Data excerpt:
■ ■ ■ ■ ■

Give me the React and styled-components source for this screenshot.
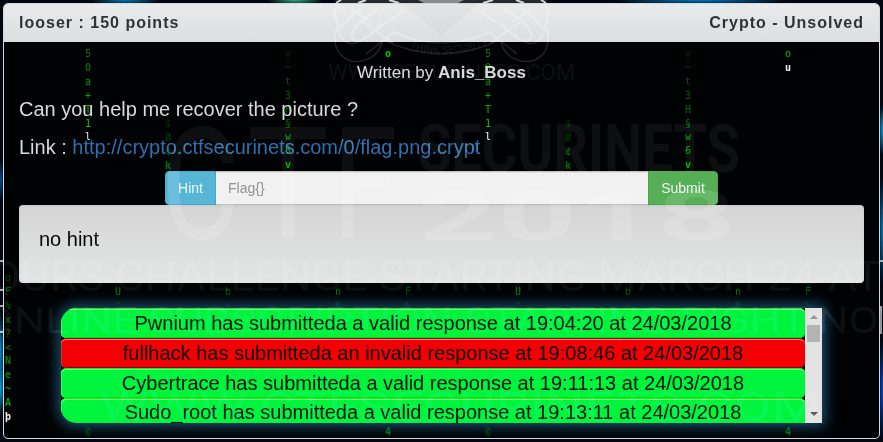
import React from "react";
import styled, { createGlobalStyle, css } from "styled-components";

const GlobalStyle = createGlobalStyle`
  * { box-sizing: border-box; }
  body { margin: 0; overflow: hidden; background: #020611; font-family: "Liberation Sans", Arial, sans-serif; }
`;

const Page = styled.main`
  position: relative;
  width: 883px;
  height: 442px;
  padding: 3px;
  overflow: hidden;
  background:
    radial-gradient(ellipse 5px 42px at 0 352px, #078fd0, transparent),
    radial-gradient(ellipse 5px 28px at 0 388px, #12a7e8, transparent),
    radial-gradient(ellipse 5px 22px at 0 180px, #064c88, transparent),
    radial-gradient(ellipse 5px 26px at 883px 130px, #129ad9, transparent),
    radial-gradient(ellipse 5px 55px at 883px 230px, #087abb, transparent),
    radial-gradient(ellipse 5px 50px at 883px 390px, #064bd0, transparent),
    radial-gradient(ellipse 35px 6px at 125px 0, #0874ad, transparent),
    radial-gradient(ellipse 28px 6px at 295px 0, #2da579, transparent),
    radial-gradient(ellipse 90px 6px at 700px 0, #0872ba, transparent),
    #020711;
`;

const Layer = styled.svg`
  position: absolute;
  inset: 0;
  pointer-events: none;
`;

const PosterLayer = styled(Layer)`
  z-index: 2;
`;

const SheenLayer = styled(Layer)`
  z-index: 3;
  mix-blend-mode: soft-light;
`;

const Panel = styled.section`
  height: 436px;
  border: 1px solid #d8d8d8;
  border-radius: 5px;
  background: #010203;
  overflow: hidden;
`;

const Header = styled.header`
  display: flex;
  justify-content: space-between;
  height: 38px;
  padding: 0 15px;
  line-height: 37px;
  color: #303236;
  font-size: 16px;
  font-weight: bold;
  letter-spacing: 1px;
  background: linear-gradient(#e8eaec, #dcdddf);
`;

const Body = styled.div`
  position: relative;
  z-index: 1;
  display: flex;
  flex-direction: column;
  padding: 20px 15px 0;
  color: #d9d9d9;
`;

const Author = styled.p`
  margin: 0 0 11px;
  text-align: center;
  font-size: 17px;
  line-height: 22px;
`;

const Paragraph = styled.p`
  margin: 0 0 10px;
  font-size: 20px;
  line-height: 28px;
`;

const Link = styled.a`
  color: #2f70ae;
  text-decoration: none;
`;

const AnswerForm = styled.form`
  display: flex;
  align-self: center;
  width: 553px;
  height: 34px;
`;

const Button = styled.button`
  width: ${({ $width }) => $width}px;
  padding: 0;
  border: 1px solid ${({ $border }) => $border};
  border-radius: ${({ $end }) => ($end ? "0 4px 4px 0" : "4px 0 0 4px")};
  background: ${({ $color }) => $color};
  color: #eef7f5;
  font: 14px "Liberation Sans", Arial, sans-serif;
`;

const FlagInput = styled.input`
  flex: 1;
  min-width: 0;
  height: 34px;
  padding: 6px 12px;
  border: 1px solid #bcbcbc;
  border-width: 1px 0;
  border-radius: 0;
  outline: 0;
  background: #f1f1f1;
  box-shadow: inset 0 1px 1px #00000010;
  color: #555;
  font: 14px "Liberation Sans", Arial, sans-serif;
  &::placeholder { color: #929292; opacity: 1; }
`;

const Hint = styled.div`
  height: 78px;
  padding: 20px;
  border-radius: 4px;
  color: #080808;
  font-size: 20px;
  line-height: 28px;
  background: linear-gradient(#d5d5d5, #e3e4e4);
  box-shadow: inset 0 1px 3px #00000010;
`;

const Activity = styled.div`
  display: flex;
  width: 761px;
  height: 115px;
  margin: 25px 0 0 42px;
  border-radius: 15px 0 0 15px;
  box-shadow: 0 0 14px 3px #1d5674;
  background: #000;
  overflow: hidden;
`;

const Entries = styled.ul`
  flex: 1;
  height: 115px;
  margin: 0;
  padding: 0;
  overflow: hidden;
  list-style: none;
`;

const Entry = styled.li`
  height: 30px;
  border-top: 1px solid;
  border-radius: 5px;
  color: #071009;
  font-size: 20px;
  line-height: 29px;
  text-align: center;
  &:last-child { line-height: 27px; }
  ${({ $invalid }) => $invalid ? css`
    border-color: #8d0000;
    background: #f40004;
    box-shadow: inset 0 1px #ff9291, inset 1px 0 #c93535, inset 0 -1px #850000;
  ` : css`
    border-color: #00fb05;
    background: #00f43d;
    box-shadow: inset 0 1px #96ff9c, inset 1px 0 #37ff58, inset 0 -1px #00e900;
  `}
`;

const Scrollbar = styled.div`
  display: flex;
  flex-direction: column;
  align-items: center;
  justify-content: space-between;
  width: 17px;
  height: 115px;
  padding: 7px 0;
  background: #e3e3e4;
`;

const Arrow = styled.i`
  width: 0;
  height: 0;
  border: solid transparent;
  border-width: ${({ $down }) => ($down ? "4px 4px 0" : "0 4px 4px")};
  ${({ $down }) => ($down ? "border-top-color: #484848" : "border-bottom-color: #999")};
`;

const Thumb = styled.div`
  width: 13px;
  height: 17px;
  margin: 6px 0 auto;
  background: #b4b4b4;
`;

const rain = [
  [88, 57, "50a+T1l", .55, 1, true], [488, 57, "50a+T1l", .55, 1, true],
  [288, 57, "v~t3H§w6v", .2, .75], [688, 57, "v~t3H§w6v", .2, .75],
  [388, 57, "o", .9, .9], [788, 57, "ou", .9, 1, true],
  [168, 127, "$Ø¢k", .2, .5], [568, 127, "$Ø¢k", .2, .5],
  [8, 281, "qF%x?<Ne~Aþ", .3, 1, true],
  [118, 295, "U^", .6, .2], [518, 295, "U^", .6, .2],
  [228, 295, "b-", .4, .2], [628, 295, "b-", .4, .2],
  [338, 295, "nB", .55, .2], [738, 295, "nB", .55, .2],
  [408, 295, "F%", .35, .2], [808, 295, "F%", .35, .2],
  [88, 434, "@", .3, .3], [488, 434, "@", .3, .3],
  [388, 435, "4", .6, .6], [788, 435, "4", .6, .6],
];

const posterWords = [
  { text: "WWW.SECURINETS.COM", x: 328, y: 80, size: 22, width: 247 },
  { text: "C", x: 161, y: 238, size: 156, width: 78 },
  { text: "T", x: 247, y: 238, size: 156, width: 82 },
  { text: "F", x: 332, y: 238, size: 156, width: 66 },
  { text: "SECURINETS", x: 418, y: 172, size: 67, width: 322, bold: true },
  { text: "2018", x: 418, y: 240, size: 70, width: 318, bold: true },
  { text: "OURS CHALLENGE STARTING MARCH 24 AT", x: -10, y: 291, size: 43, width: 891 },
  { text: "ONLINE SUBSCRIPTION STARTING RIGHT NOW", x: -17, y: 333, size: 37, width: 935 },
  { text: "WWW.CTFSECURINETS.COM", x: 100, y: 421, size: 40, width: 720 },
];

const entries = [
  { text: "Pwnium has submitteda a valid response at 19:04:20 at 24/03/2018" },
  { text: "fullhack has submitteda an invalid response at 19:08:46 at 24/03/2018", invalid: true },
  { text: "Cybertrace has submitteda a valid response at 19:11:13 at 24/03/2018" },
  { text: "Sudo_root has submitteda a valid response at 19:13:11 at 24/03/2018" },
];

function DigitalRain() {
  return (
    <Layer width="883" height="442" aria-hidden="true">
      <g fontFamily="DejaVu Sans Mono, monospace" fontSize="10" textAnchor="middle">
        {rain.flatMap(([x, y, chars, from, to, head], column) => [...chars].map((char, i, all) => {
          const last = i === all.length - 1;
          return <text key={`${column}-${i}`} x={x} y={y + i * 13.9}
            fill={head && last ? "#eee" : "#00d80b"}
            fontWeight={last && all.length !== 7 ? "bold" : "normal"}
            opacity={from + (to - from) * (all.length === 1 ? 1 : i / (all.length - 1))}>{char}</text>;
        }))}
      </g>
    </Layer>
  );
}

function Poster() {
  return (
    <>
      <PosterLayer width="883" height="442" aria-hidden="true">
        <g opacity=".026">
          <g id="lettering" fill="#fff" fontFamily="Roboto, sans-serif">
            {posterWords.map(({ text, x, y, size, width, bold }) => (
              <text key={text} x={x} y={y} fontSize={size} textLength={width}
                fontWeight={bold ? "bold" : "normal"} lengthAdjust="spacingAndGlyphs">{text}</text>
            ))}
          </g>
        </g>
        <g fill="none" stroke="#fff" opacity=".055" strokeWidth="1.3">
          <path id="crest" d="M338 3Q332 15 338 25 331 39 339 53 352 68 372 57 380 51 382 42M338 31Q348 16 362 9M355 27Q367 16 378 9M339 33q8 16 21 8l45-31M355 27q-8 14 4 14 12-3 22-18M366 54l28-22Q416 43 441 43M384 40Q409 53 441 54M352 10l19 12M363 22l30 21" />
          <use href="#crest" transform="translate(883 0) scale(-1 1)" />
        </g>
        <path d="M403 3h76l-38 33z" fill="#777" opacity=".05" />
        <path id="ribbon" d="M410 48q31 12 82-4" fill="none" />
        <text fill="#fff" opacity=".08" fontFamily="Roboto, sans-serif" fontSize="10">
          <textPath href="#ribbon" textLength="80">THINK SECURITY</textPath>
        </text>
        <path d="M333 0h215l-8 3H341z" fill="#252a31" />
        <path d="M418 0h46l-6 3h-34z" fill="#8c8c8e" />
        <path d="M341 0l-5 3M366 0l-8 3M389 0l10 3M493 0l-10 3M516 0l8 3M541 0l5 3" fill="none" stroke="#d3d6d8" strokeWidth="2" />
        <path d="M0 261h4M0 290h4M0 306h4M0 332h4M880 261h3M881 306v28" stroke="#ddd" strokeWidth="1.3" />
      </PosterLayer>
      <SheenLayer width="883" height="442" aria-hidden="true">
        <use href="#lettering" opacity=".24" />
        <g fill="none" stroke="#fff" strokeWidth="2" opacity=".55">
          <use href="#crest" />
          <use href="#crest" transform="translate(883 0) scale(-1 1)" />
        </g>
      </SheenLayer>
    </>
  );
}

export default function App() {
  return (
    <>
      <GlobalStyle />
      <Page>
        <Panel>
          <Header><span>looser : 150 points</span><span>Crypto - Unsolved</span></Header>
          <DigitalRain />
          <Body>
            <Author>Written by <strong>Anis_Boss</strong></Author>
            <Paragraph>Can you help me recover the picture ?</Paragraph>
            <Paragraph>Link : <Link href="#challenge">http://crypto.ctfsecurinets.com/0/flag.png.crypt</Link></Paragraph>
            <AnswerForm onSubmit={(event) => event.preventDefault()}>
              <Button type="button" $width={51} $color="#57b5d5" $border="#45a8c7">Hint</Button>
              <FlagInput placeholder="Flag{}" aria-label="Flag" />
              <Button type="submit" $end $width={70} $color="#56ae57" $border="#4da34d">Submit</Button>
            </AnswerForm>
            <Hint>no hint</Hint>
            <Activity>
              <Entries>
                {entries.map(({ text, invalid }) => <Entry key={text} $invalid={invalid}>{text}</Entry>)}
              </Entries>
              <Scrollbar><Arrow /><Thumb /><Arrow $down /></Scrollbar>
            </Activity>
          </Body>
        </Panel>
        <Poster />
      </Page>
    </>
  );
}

■ ■ ■ ■ ■

What you need to do: In the listing, find all lines with the string "React" and copy them.

Answer in full:
Give me the React and styled-components source for this screenshot.
import React from "react";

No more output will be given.